A smart borrower always balances need, cost, and ability to repay.
14. Simple Example: How a Business Loan Helps
Let’s say Riya owns a small textile store and wants to launch an online shop.
- Loan amount: ₹8 lakh
- Interest rate: 12%
- Tenure: 3 years
- EMI: Around ₹26,600/month
With this loan, Riya buys inventory, upgrades her website, and invests in online marketing.
Her business grows, profits increase, and she easily repays the loan — while expanding her brand visibility.
That’s the power of strategic borrowing.
15. Tips Before Taking a Business Loan
- Borrow only what you need, not what you’re offered.
- Always read the loan agreement carefully.
- Avoid multiple loan applications at once — it can hurt your credit score.
- Plan your repayment strategy before taking the loan.
- Keep backup savings for emergencies.
Remember: A business loan is a tool — use it wisely to build, not burden, your business.
16. Future of Business Loans in India
With the rise of digital lending, getting business loans has become faster and simpler. Many fintech companies now offer instant online loans with minimal paperwork.
Artificial intelligence and data analytics help lenders assess risk more accurately, making credit accessible to small entrepreneurs.
The future looks bright — especially for MSMEs and startups driving India’s economic growth.
17. Conclusion
A business loan can be your stepping stone to success — helping you start, sustain, and scale your venture.

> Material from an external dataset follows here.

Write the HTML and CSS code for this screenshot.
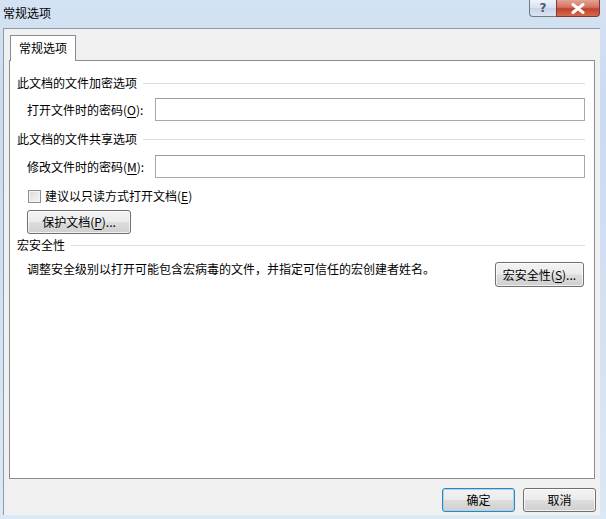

But remember, it’s not just about getting money; it’s about using it wisely.
Plan your finances, borrow responsibly, and invest in areas that bring growth and profit.
When managed smartly, a business loan can transform your ideas into a thriving enterprise.
Key Takeaways:
- A business loan helps entrepreneurs fund operations or expansion.
- Understand loan types, eligibility, and repayment terms before applying.
- Maintain good credit and documentation to increase approval chances.
- Government schemes like Mudra and Stand-Up India support small businesses.
- Always borrow with a plan and repay on time to build a strong financial reputation.